Innovation doesn’t always have to be about invention, it can be about process change, new business models or the application of something that exists to a new area.

Jeff Boslem, regional manager for collaboration, Cisco Australia and New Zealand, expresses similar sentiments when he talks about his own business line.

“Innovation is a bit like collaboration,” Boslem says. “It can mean a variety of things to many people, but they all share close linkages.”

“Reducing cost and improving efficiency can only do so much, businesses need to create new sources of value with innovation. Improving collaboration to connect your people faster ensures you are more agile, which accelerates the development of ideas that lead to innovations.”

“Innovation is a bit like collaboration. It can mean a variety of things to many people, but they all share close linkages.”

-Jeff Boslem, regional manager for collaboration, Cisco Australia and New Zealand

Middleton says that while the word innovation may be overused, every company still needs to think about creating new value in these simple terms. The challenge, he says, is that most companies are inherently geared to resist innovation and reinforce a system that works.
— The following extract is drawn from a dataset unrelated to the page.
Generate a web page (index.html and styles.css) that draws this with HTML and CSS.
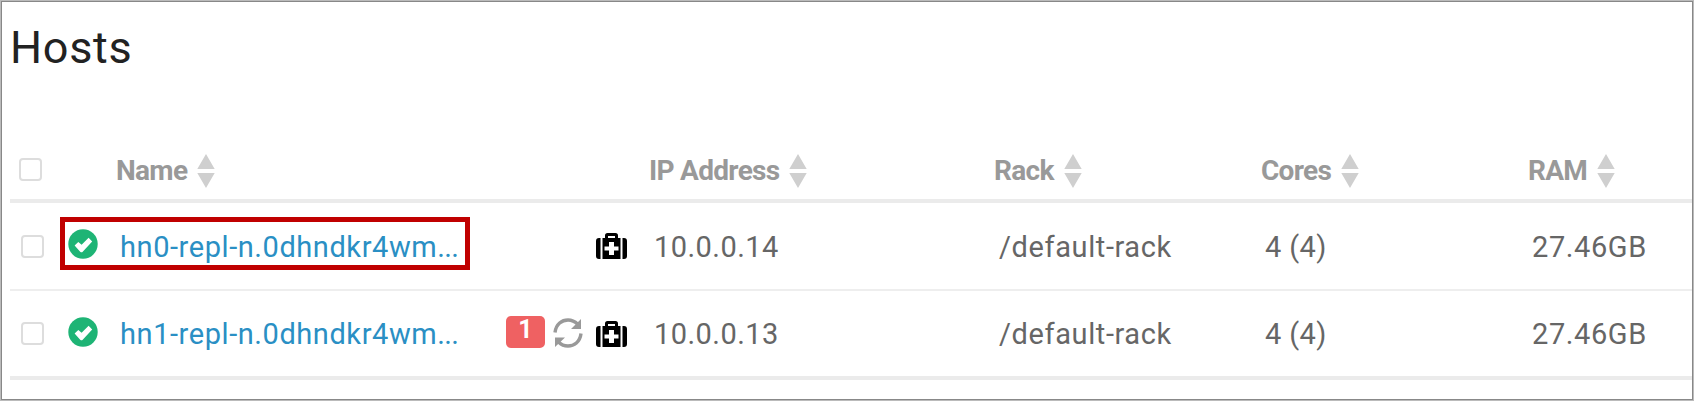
FILE: index.html
```html
<!DOCTYPE html>
<html lang="en">
<head>
<meta charset="utf-8">
<title>Hosts</title>
<link rel="stylesheet" href="styles.css">
</head>
<body>
<svg class="defs" width="0" height="0">
  <symbol id="sort" viewBox="0 0 18 34"><path d="M9 0 17.700 15H.3zM.3 19h17.400L9 34z" fill="#cfcfcf"/></symbol>
  <symbol id="ok" viewBox="0 0 30 30"><circle cx="15" cy="15" r="14.700" fill="#1eb475"/><path d="M6.600 16.500 10.300 13l3.300 2.700 7-6.900 3.600 3.600-9.500 10.300q-1.200 1-2.500 0z" fill="#fff"/></symbol>
  <symbol id="medkit" viewBox="0 0 31 26"><path d="M0 8q0-3 3-3h1.500v21H3q-3 0-3-3zM26.500 5H28q3 0 3 3v15q0 3-3 3h-1.500zM6.500 5H9V2.500Q9 0 11.500 0h8Q22 0 22 2.500V5h2.500v21h-18zM12 5h7V3h-7zM13 9v4.500H8.500v4H13V22h5v-4.500h4.500v-4H18V9z" fill="#000" fill-rule="evenodd"/></symbol>
  <symbol id="refresh" viewBox="0 0 30 30"><path d="M2 14.500C3 6 9 2 15 2c4 0 7 1.500 9.500 4M28 15.500C27 24 21 28 15 28c-4 0-7-1.500-9.500-4" fill="none" stroke="#999" stroke-width="3.400"/><path d="M28 1v10H18zM2 29V19.500h10z" fill="#999"/></symbol>
</svg>
<main class="panel">
  <h1 class="title">Hosts</h1>
  <div class="table">
    <div class="row head">
      <div class="check"><span class="box"></span></div>
      <div><span>Name</span><svg class="sort"><use href="#sort"/></svg></div>
      <div><span>IP Address</span><svg class="sort"><use href="#sort"/></svg></div>
      <div><span>Rack</span><svg class="sort"><use href="#sort"/></svg></div>
      <div><span>Cores</span><svg class="sort"><use href="#sort"/></svg></div>
      <div><span>RAM</span><svg class="sort"><use href="#sort"/></svg></div>
    </div>
    <div class="row">
      <div class="check"><span class="box"></span></div>
      <div class="host marked"><svg class="ok"><use href="#ok"/></svg><a class="link">hn0-repl-n.0dhndkr4wm<span class="dots">...</span></a></div>
      <div class="tools"><svg class="medkit"><use href="#medkit"/></svg></div>
      <div class="ip">10.0.0.14</div>
      <div class="rack">/default-rack</div>
      <div class="cores">4 (4)</div>
      <div class="ram">27.46GB</div>
    </div>
    <div class="row last">
      <div class="check"><span class="box"></span></div>
      <div class="host"><svg class="ok"><use href="#ok"/></svg><a class="link">hn1-repl-n.0dhndkr4wm<span class="dots">...</span></a></div>
      <div class="tools"><span class="badge">1</span><svg class="refresh"><use href="#refresh"/></svg><svg class="medkit"><use href="#medkit"/></svg></div>
      <div class="ip">10.0.0.13</div>
      <div class="rack">/default-rack</div>
      <div class="cores">4 (4)</div>
      <div class="ram">27.46GB</div>
    </div>
  </div>
</main>
</body>
</html>
```
FILE: styles.css
```css
* { box-sizing: border-box; }
html, body { margin: 0; height: 100%; }
body {
  background: #fff;
  border: 1px solid #bbb;
  font-family: Roboto, sans-serif;
  font-size: 29px;
  color: #666;
  overflow: hidden;
}
.defs { position: absolute; }
.panel { height: 399px; border: 1px solid #888; padding-left: 8px; }
.title {
  margin: 0;
  height: 141px;
  font-size: 45px;
  line-height: 91px;
  font-weight: 400;
  letter-spacing: 0.7px;
  color: #222;
}
.row {
  display: grid;
  grid-template-columns: 50px 411px 174px 344px 267px 267px 1fr;
  align-items: center;
  height: 88px;
  border-bottom: 2px solid #eee;
  white-space: nowrap;
  line-height: 40px;
}
.row.last { height: 89px; border-bottom: 4px solid #ebebeb; }
.row.head {
  grid-template-columns: 106px 533px 345px 267px 267px 1fr;
  height: 60px;
  border-bottom: 4px solid #ebebeb;
  color: #999;
  font-weight: 700;
  font-size: 28px;
  letter-spacing: -0.7px;
}
.row.head > div { display: flex; align-items: center; }
.check { padding-left: 11px; }
.row.head .check { padding: 0 0 4px 9px; }
.box { display: block; width: 23px; height: 23px; border: 2px solid #ddd; border-radius: 4px; }
.sort { width: 18px; height: 34px; margin: -1px 0 0 10px; }
.host {
  display: flex;
  align-items: center;
  height: 53px;
  width: 410px;
  margin-top: -6px;
  border: 5px solid transparent;
  padding: 6px 0 0 3px;
}
.marked { border-color: #c00000; }
.ok { width: 30px; height: 30px; margin: -4px 22px 0 0; flex: none; }
.link { color: #2a8fc4; letter-spacing: 0.57px; padding-top: 1px; }
.dots { letter-spacing: -0.6px; }
.tools { display: flex; align-items: center; justify-content: flex-end; padding-right: 18px; }
.medkit { width: 31px; height: 26px; }
.refresh { width: 30px; height: 30px; margin: -1px 13px 0 0; }
.badge {
  width: 39px;
  height: 32px;
  margin: -4px 8px 0 0;
  border-radius: 5px;
  background: #ef6162;
  color: #fff;
  font-size: 25px;
  font-weight: 700;
  line-height: 27px;
  text-align: center;
}
.ip, .rack, .cores, .ram { padding: 1px 0 0 10px; }
.ip { padding-left: 9px; letter-spacing: 0.45px; }
.rack { letter-spacing: 0.6px; }
.cores { padding-left: 9px; letter-spacing: 0.4px; }
.ram { padding-left: 9px; letter-spacing: 0.6px; }
```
However, for companies to really make a difference and develop “disruptive value” they need to be seriously committed, Middleton says. He points out that Amazon.com spends about 10% of revenue on research and development, which is $13.3bn US per year in real terms.

Generally, the companies that are better at creating this value take time to carve out a creative process for their employees that allows them to refine their ideas rapidly and constantly. Middleton describes this as an iterative and ongoing process.

Middleton points to the example of comedian Jerry Seinfeld who is reputedly committed to writing new material every day. Perhaps not every joke will work but Seinfeld is still more likely to generate a body of new material from which to profit.

Similarly, Middleton says, innovators could find creative, new ways to extract value from their business simply by writing down 10 new ideas every day. An approach that he says is akin to those companies that innovate most effectively because they are more concerned about the pace at which they generate ideas than their quality.

IN SUMMARY

  • The most innovative companies carve out a creative process for their employees that allows them to refine their ideas rapidly.
  • Innovation is an iterative and ongoing process that means different things to different people.
  • Innovators could find creative ways to extract value from their business simply by writing down 10 new ideas every day.